2. BIROKRSI Berbagai permasalahan di lingkungan birokrasi dewasa ini berkaitan dengan citra dan kinerja birokrasi yang belum dapat memenuhi keinginan masyarakat banyak. Beberapa diantaranya akan diuraikan secara lebih rinci dalam analisis di bawah ini.
A. Tingginya Tingkat Penyalahgunaan Kewenangan dalam Bentuk KKN Upaya pemberantasan KKN merupakan salah satu tuntutan penting pada awal reformasi. Namun prevalensi KKN semakin meningkat dan menjadi permasalahan di seluruh lini pemerintahan dari pusat hingga daerah. Tuntutan akan peningkatan profesionalisme sumber daya manusia aparatur negara yang berdaya guna, produktif dan bebas KKN serta sistem yang transparan, akuntabel dan partisipatif masih memerlukan solusi tersendiri. Ini berkaitan dengan semakin buruknya citra dan kinerja birokrasi dan rendahnya kepercayaan masyarakat terhadap penyelenggaraan pemerintahan. KKN telah
menjadi extraordinary state of affairs di Indonesia Laporan terakhir di penghujung tahun 2003 mengukuhkan Indonesia di urutan ke-6 negara terkorup didunia. Berdasarkan hasil survei Transparency International (TI) dari 133 negara, Indonesia berada di urutan ke-122 dari 133 negara terkorup.

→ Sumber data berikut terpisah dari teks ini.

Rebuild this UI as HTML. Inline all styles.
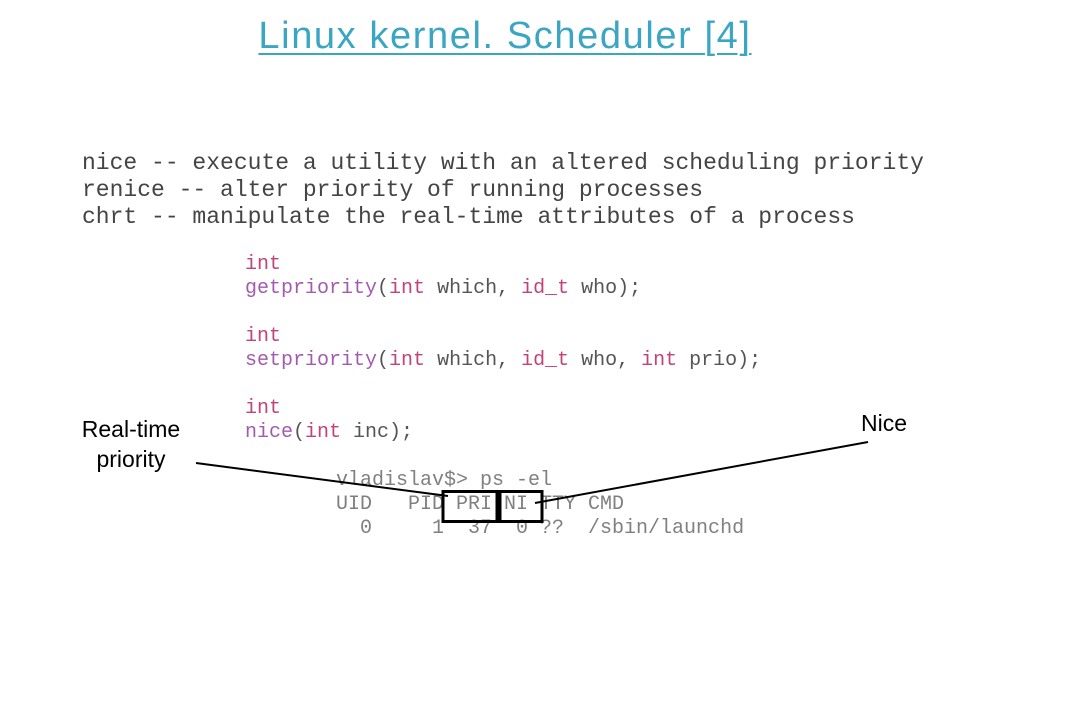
<!DOCTYPE html>
<html><head><style>
body{margin:0;width:1066px;height:716px;background:#fff;position:relative;overflow:hidden;font-family:"Liberation Sans",sans-serif}
.t{position:absolute;left:0;width:1010px;top:15px;text-align:center;font-size:38px;color:#3aa6c4;text-decoration:underline;text-decoration-thickness:2px;text-underline-offset:5px;letter-spacing:1.6px}
pre{margin:0;position:absolute;font-family:"Liberation Mono",monospace;white-space:pre}
.a{left:82px;top:150px;font-size:23px;line-height:27px;color:#444}
.c{left:245px;top:253px;font-size:20px;line-height:24px;color:#555}
.p{color:#c2427a}.f{color:#a35bb0}
.ps{left:336px;top:469px;font-size:20px;line-height:24px;color:#808080}
.l{position:absolute;font-size:23px;color:#000;text-align:center;line-height:30px}
</style></head><body>
<div class="t">Linux kernel. Scheduler [4]</div>
<pre class="a">nice -- execute a utility with an altered scheduling priority
renice -- alter priority of running processes
chrt -- manipulate the real-time attributes of a process</pre>
<pre class="c"><span class="p">int</span>
<span class="f">getpriority</span>(<span class="p">int</span> which, <span class="p">id_t</span> who);

<span class="p">int</span>
<span class="f">setpriority</span>(<span class="p">int</span> which, <span class="p">id_t</span> who, <span class="p">int</span> prio);

<span class="p">int</span>
<span class="f">nice</span>(<span class="p">int</span> inc);</pre>
<pre class="ps">vladislav$> ps -el
UID   PID PRI NI TTY CMD
  0     1  37  0 ??  /sbin/launchd</pre>
<div class="l" style="left:61px;top:414px;width:140px">Real-time<br>priority</div>
<div class="l" style="left:849px;top:408px;width:70px">Nice</div>
<svg width="1066" height="716" style="position:absolute;left:0;top:0">
<g stroke="#000" fill="none">
<line x1="196" y1="463" x2="448" y2="496" stroke-width="2"/>
<line x1="868" y1="442" x2="535" y2="503" stroke-width="2"/>
<rect x="443" y="491.5" width="54" height="30" stroke-width="3"/>
<rect x="500" y="491.5" width="42" height="30" stroke-width="3"/>
</g></svg>
</body></html>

B. Rendahnya Kualitas Pelayanan Publik Rendahnya kualitas pelayanan publik merupakan salah satu sorotan yang diarahkan kepada birokrasi pemerintah dalam memberikan pelayanan kepada masyarakat. Perbaikan pelayanan publik di era reformasi merupakan harapan seluruh masyarakat, namun dalam perjalanan reformasi yang memasuki tahun ke enam, ternyata tidak mengalami perubahan yang signifikan. Berbagai tanggapan masyarakat justru cenderung menunjukkan bahwa berbagai jenis pelayanan publik mengalami kemunduran yang utamanya ditandai dengan banyaknya penyimpangan dalam layanan publik tersebut. Sistem dan prosedur pelayanan yang berbelit-belit, dan sumber daya manusia yang lamban dalam memberikan pelayanan juga merupakan aspek layanan publik yang banyak disoroti.
C.
Belum Berjalannya Desentralisasi Kewenangan Secara Efektif Indonesia saat ini dihadapkan oleh berbagai tantangan yang muncul sebagai
akibat dari perkembangan global, regional, nasional dan lokal pada hampir seluruh aspek kehidupan berbangsa dan bernegara. Dari sisi manajemen pemerintahan, penerapan desentralisasi dan otonomi daerah merupakan intrumen utama untuk mencapai suatu negara yang mampu menghadapi tantangan-tatangan tersebut. Di samping itu, penerapan desentralisasi kewenangan dan otonomi daerah juga merupakan prasyarat dalam rangka mewujudkan demokrasi dan pemerintahan yang menjunjung tinggi kedaulatan rakyat. Namun dalam pelaksanaannya selama ini, dalam kebijakan otonomi dearah masih terdapat beberapa kelemahan, seperti: (a) Otonomi daerah hanya dipahami sebagai kebijakan yang bersifat institutional belaka; (b) Perhatian dalam otonomi daerah hanya pada masalah pengalihan kewenangan dari Pusat ke Daerah, tetapi mengabaikan esensi dan tujuan kebijakan tersebut; (3) Otonomi daerah tidak dibarengi dengan peningkatan kemandirian dan prakarsa masyarakat di daerah sesuai tuntutan alam demokrasi; dan (4) Konsep dasarnya yang mengandung prinsip-prinsip federalisme.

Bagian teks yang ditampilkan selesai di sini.